Le 4 août 1956, la famille Alessandroni est débarquée au Quai 21, à Halifax. C’est à cet endroit qu’a commencé leur nouvelle aventure, à cet endroit que la famille a écrit un tout nouveau chapitre rempli d’amour, de foi et d’espoir.
Mais, contrairement à la plupart des immigrants, ma famille n’avait pas quitté son pays pour s’installer dans un pays d’abondance. Au contraire, ils ont quitté leur pays afin de venir s’établir dans un endroit où l’amour pourrait s’épanouir librement.
Ma mère, Gabriela, était la fille d’un propriétaire foncier bien nanti. À l’époque de la guerre, en Italie, ma mère est demeurée le joyau de son père, sa raison de vivre. La seule chose que mon grand-père lui avait refusée était d’épouser un pauvre, mais vaillant gentilhomme du nom de Giulio Alessandroni. Mon grand-père a nié cette relation, mais le couple s’est tout de même marié.
Au printemps de l’année 1954, ma sœur aînée a vu le jour. Le jeune couple l’a prénommée Anna Teresa, en l’honneur de l’unique sœur de mon père, qui était décédée subitement à l’âge de 21 ans. Puis, deux ans après la naissance de ma sœur, la famille Alessandroni s’est embarquée pour un nouveau pays et un nouveau monde. La famille a emprunté de l’argent pour ce voyage qui allait les mener au Canada, puis au Quai 21.

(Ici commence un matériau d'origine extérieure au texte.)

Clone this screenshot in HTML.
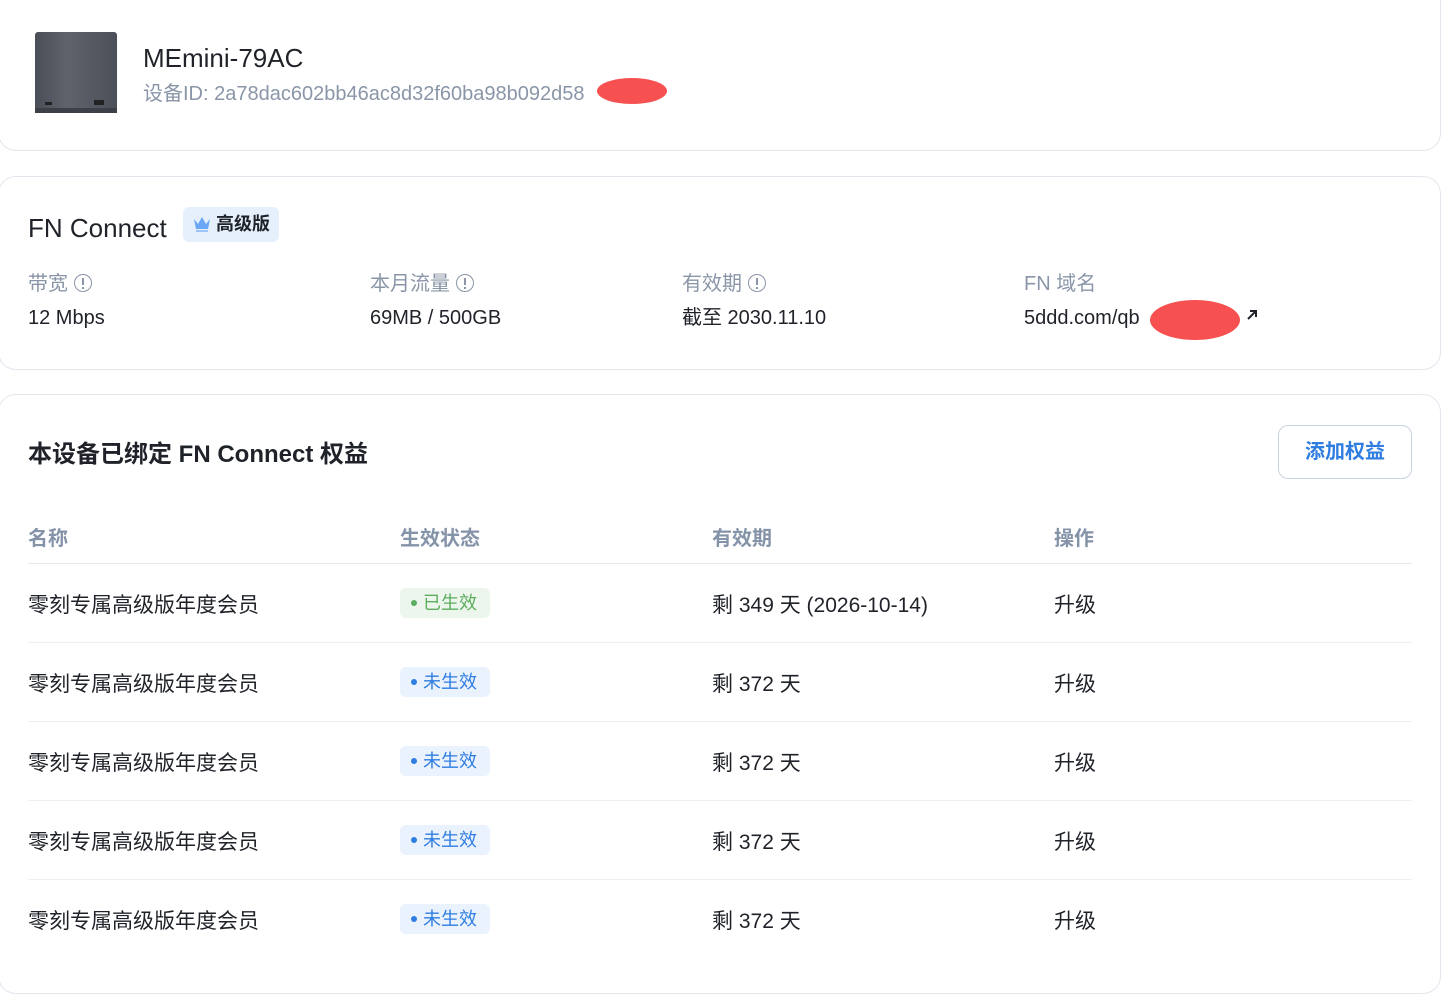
<!DOCTYPE html>
<html><head><meta charset="utf-8"><style>
*{margin:0;padding:0;box-sizing:border-box}
body{width:1443px;height:972px;overflow:hidden;background:#fff;font-family:"Liberation Sans","Noto Sans CJK SC",sans-serif;color:#1f2329;position:relative}
.card{position:absolute;left:-2px;width:1443px;border:1px solid #e2e7ee;border-radius:18px;background:#fff}
.abs{position:absolute;white-space:nowrap;line-height:1.4}
.lbl{color:#8a96a8;font-size:20px}
.val{font-size:20px;color:#1f2329}
.info{display:inline-block;width:18px;height:18px;border:1.6px solid #8a96a8;border-radius:50%;vertical-align:-2px;margin-left:6px;position:relative}
.info:after{content:"";position:absolute;left:6.6px;top:3px;width:2px;height:7px;background:#8a96a8}
.info:before{content:"";position:absolute;left:6.6px;top:11.5px;width:2px;height:2px;background:#8a96a8}
.th{font-size:20px;font-weight:bold;color:#8593a8;top:525px}
.row{position:absolute;left:28px;width:1384px;height:1px;background:#eceff3}
.cell{font-size:21px;color:#1f2329}
.badge{position:absolute;left:400px;width:90px;height:30px;border-radius:6px;font-size:18px;line-height:30px;padding-left:11px}
.badge i{display:inline-block;width:6px;height:6px;border-radius:50%;margin-right:6px;vertical-align:3px}
.g{background:#edf6ec;color:#5cad5e}.g i{background:#5cad5e}
.b{background:#e9f2fd;color:#2f7de1}.b i{background:#2f7de1}
</style></head><body>
<div class="card" style="top:-20px;height:171px"></div>
<div class="abs" style="left:35px;top:32px;width:82px;height:81px;background:linear-gradient(90deg,#4a4e57,#5f636c 40%,#4b4f58);border-radius:3px"></div>
<div class="abs" style="left:35px;top:108px;width:82px;height:5px;background:#3d4047"></div>
<div class="abs" style="left:45px;top:102px;width:7px;height:3px;background:#222"></div>
<div class="abs" style="left:94px;top:100px;width:10px;height:5px;background:#222"></div>
<div class="abs" style="left:143px;top:40px;font-size:26px;color:#1f2329">MEmini-79AC</div>
<div class="abs" style="left:143px;top:80px;font-size:20px;color:#8a96a8">设备ID: 2a78dac602bb46ac8d32f60ba98b092d58</div>
<div class="abs" style="left:597px;top:78px;width:70px;height:26px;background:#f75050;border-radius:50%"></div>

<div class="card" style="top:176px;height:194px"></div>
<div class="abs" style="left:28px;top:210px;font-size:26px;color:#1f2329">FN Connect</div>
<div class="abs" style="left:183px;top:207px;width:96px;height:35px;background:#e6effc;border-radius:6px;font-size:18px;font-weight:bold;line-height:35px;padding-left:33px;color:#1f2329">高级版</div>
<svg class="abs" style="left:192px;top:215px" width="20" height="18" viewBox="0 0 20 18"><path d="M2 4 L6 9 L10 2 L14 9 L18 4 L16 14 L4 14Z" fill="#6aa7f5"/><rect x="4" y="15" width="12" height="2" fill="#9cc4f7"/></svg>
<div class="abs lbl" style="left:28px;top:270px">带宽<span class="info"></span></div>
<div class="abs val" style="left:28px;top:304px">12 Mbps</div>
<div class="abs lbl" style="left:370px;top:270px">本月流量<span class="info"></span></div>
<div class="abs val" style="left:370px;top:304px">69MB / 500GB</div>
<div class="abs lbl" style="left:682px;top:270px">有效期<span class="info"></span></div>
<div class="abs val" style="left:682px;top:304px">截至 2030.11.10</div>
<div class="abs lbl" style="left:1024px;top:270px">FN 域名</div>
<div class="abs val" style="left:1024px;top:304px">5ddd.com/qb</div>
<div class="abs" style="left:1150px;top:300px;width:90px;height:40px;background:#f75050;border-radius:50%"></div>
<svg class="abs" style="left:1245px;top:308px" width="14" height="14" viewBox="0 0 14 14"><path d="M3 11 L11 3 M5 3 H11 V9" stroke="#1f2329" stroke-width="2" fill="none"/></svg>

<div class="card" style="top:394px;height:600px"></div>
<div class="abs" style="left:28px;top:438px;font-size:24px;font-weight:bold;color:#1f2329">本设备已绑定 FN Connect 权益</div>
<div class="abs" style="left:1278px;top:425px;width:134px;height:54px;border:1px solid #c9d3e0;border-radius:10px;text-align:center;line-height:52px;font-size:20px;font-weight:bold;color:#2f7de1">添加权益</div>
<div class="abs th" style="left:28px">名称</div>
<div class="abs th" style="left:400px">生效状态</div>
<div class="abs th" style="left:712px">有效期</div>
<div class="abs th" style="left:1054px">操作</div>
<div class="row" style="top:563px;background:#e4e8ee"></div>
<div class="row" style="top:642px"></div><div class="row" style="top:721px"></div><div class="row" style="top:800px"></div><div class="row" style="top:879px"></div>

<div class="abs cell" style="left:28px;top:591px">零刻专属高级版年度会员</div>
<div class="badge g" style="top:588px"><i></i>已生效</div>
<div class="abs cell" style="left:712px;top:591px">剩 349 天 (2026-10-14)</div>
<div class="abs cell" style="left:1054px;top:591px">升级</div>

<div class="abs cell" style="left:28px;top:670px">零刻专属高级版年度会员</div>
<div class="badge b" style="top:667px"><i></i>未生效</div>
<div class="abs cell" style="left:712px;top:670px">剩 372 天</div>
<div class="abs cell" style="left:1054px;top:670px">升级</div>

<div class="abs cell" style="left:28px;top:749px">零刻专属高级版年度会员</div>
<div class="badge b" style="top:746px"><i></i>未生效</div>
<div class="abs cell" style="left:712px;top:749px">剩 372 天</div>
<div class="abs cell" style="left:1054px;top:749px">升级</div>

<div class="abs cell" style="left:28px;top:828px">零刻专属高级版年度会员</div>
<div class="badge b" style="top:825px"><i></i>未生效</div>
<div class="abs cell" style="left:712px;top:828px">剩 372 天</div>
<div class="abs cell" style="left:1054px;top:828px">升级</div>

<div class="abs cell" style="left:28px;top:907px">零刻专属高级版年度会员</div>
<div class="badge b" style="top:904px"><i></i>未生效</div>
<div class="abs cell" style="left:712px;top:907px">剩 372 天</div>
<div class="abs cell" style="left:1054px;top:907px">升级</div>
</body></html>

Giulio Alessandroni, deuxième d’une famille de sept enfants, avait perdu un œil de façon tragique à l’âge de 12 ans, suite à un accident d’enfance. En raison de l’effort de guerre, les médecins n’avaient pas suffisamment de fournitures et, pour cette raison, il dut vivre le reste de sa vie avec un canal lacrymal endommagé, l’empêchant ainsi d’avoir un œil de verre. Portant une coquille de fortune faite de coton, et maintenue en place par des lunettes, mon père ne s’est jamais plaint de sa situation et a vécu sa vie dans la gentillesse, l’amabilité et la joie.
Ne connaissant pas la langue du pays, mais n’étant pas étranger au dur labeur, Giulio a rapidement commencé à effectuer divers travaux, jusqu’à ce qu’il se trouve un emploi de boulanger, puis de pâtissier. En 1959, un fils naissait.
Au Canada, c’est ma mère qui tenait les rênes et qui prenait en charge notre petite cellule familiale. Leurs connaissances, leurs efforts combinés et leur ambition ont permis à mes parents d’ouvrir les portes de leur propre boulangerie, qui connut un franc succès. Toutefois, en 1985, quelques semaines avant son 58e anniversaire de naissance, mon père a perdu son combat contre le cancer. Sa si brève vie a laissé dans le deuil son grand amour, Gabriela, et deux grands enfants, en plus d’un héritage d’amour, du sens de l’honneur et du sens de la famille.
Fiers d’être Italo-Canadiens, nos racines demeurent toutefois italiennes. Par contre, notre plus grande richesse est d’être venus nous établir au Canada.
Nous sommes ce que nous sommes grâce à mon père, grâce à ce superbe pays et grâce à notre aventure qui a pris son envol au Quai 21.